O profeta está chegando ao ponto final de sua mensagem. Sua preocupação principal era a de formular, em palavras inteligíveis, o conteúdo daquelas visões celestes que lhe foram dadas em Patmos, as quais abraçaram, num panorama abrangente, acontecimentos até onde o tempo mergulha na eternidade. Foi difícil para João descrever o desenrolar da grande controvérsia entre a luz e as trevas que começou no Céu e transferiu-se para o palco deste planeta, assumindo aspectos mutantes, mas essencialmente envolvendo os mesmos atores. Muito mais difícil, porém, foi descrever a restauração de todas as coisas depois do milênio, a descida da Nova Jerusalém e as glórias da Santa Cidade com “o rio da água da vida, brilhante como cristal, que sai do trono de Deus e do Cordeiro” (Ap 22:1). Mas quer elas se refiram aos portentos no Céu ou na Terra, as palavras do Apocalipse, a despeito de seu simbolismo obscuro, tinham em vista um grande alvo: fortalecer a igreja e cada crente individual para as crises sucessivas no conflito dos séculos.
Bem-aventurado, portanto, é aquele que guarda as palavras da profecia deste livro. De Júlio César, o historiador Suetônio relata que, quando ele ia subindo para o edifício do Senado, naquela manhã fatal de março, um mensageiro apertou em suas mãos uma nota advertindo-o da conspiração contra sua vida. César estava tão preocupado com os negócios importantes do governo que não quis tomar tempo para lê-la. Mais de um soldado perdeu a vida porque instruções enfiadas em seu bolso foram ignoradas. Todas as advertências, todos os convites da graça contidos no Apocalipse, de nada valerão se não forem lidos. De outro lado, um enriquecimento espiritual compensará todos aqueles que examinam essas profecias como a tesouros escondidos.
7. “Bem-aventurados aqueles que lavam as suas vestiduras no sangue do Cordeiro, para que tenham direito à árvore da vida e possam entrar na cidade pelas portas” (Ap 22:14).
Esta é a leitura nos melhores manuscritos, embora outros bons manuscritos também rezem: “Bem-aventurados são aqueles que guardam seus mandamentos.” É difícil palmilhar as veredas da vida sem manchar nossas vestes com a nódoa do pecado.
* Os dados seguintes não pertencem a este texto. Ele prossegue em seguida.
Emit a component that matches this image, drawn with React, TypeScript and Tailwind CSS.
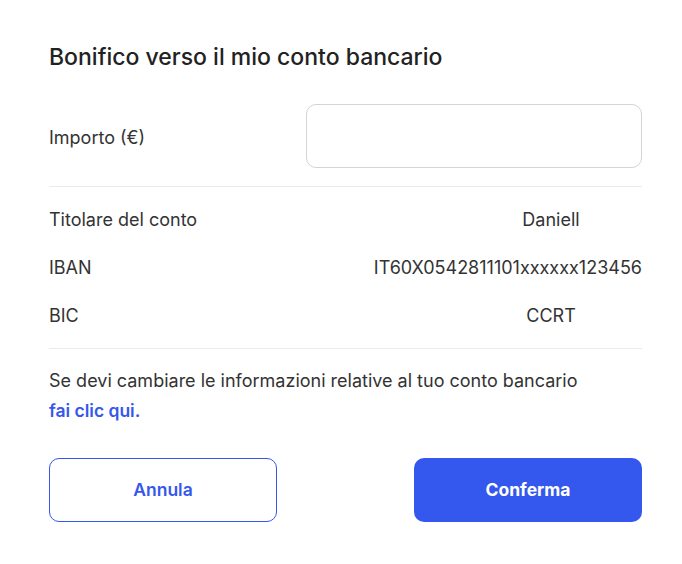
const rows = [
  { label: "Titolare del conto", value: "Daniell", align: "center" },
  { label: "IBAN", value: "IT60X0542811101xxxxxx123456", align: "right" },
  { label: "BIC", value: "CCRT", align: "center" },
];

export default function App() {
  return (
    <div className="min-h-[564px] w-[682px] bg-white font-['Inter',sans-serif] text-[#333]">
      <div className="ml-[49px] w-[593px] pt-[43px]">
        <div className="text-[23px] font-medium leading-[28px] text-[#222]">
          Bonifico verso il mio conto bancario
        </div>

        <div className="mt-[33px] flex items-center justify-between">
          <label className="pt-[3px] text-[18px] leading-6">Importo (€)</label>
          <input
            type="text"
            className="h-[64px] w-[336px] rounded-[10px] border border-[#d4d4d4] px-4 text-[18px] outline-none"
          />
        </div>

        <div className="mt-[18px] h-px bg-[#ebebeb]" />

        <div className="mt-[8px]">
          {rows.map((r) => (
            <div key={r.label} className="flex h-[48px] items-center justify-between text-[18px]">
              <span>{r.label}</span>
              {r.align === "center" ? (
                <span className="w-[182px] text-center">{r.value}</span>
              ) : (
                <span className="text-right">{r.value}</span>
              )}
            </div>
          ))}
        </div>

        <div className="mt-[9px] h-px bg-[#ebebeb]" />

        <div className="mt-[17px] text-[18px] leading-[30px]">
          Se devi cambiare le informazioni relative al tuo conto bancario
        </div>
        <a href="#" className="block text-[17.5px] font-semibold leading-[30px] text-[#3457ed]">
          fai clic qui.
        </a>

        <div className="mt-[32px] flex justify-between">
          <button className="h-[64px] w-[228px] rounded-[10px] border border-[#3457ed] bg-white text-[17.5px] font-semibold text-[#3457ed]">
            Annula
          </button>
          <button className="h-[64px] w-[228px] rounded-[10px] bg-[#3457ed] text-[17.5px] font-bold text-white">
            Conferma
          </button>
        </div>
      </div>
    </div>
  );
}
Porém, desde o Calvário há uma “fonte aberta” para todos que “queiram lavar-se do pecado e da impureza” (Zc 13:1). Antes da última ceia, quando Jesus estava lavando os pés de Seus discípulos, Ele disse a Pedro: “Se Eu não te lavar, não tens parte comigo” (João 13:8). Pedro imediatamente compreendeu que o lavar dos pés era um símbolo da purificação do pecado, no coração. João também o compreendeu, pois em sua primeira epístola usou a mesma expressão: “E o sangue de Jesus, Seu Filho, nos purifica de todo pecado” (1 João 1:7).
Ter as vestes lavadas expressa a relação mais sagrada do discípulo para com o seu Senhor. Significa aceitar em sua plenitude o poder purificador de Seu sangue. Se vestes sujas denotam uma vida manchada pelo pecado, vestes lavadas simbolizam uma vida totalmente rendida a Cristo.
Todo aquele cujo coração foi purificado por Cristo, guardará voluntariamente Seus mandamentos. É a resposta espontânea de um coração regenerado pela graça de Cristo.
Aqueles, pois, cujas vestes foram lavadas, “têm direito à árvore da vida”. No simbolismo das Escrituras, partilhar da árvore da vida é desfrutar a vida eterna, da qual Deus é a única fonte. É obter a vitória sobre o último inimigo do homem, a saber, a morte. Desta experiência Paulo escreveu: “Porque convém que isto que é corruptível se revista da incorruptibilidade e que isto que é mortal se revista da imortalidade” (1Co 15:53).
Com esta última bem-aventurança, João deixa o crente dentro dos portais da cidade celeste, herdeiro de todas as bênçãos que um Deus amorável tem em reserva para os Seus. As glórias inefáveis do Céu são suas, em Cristo.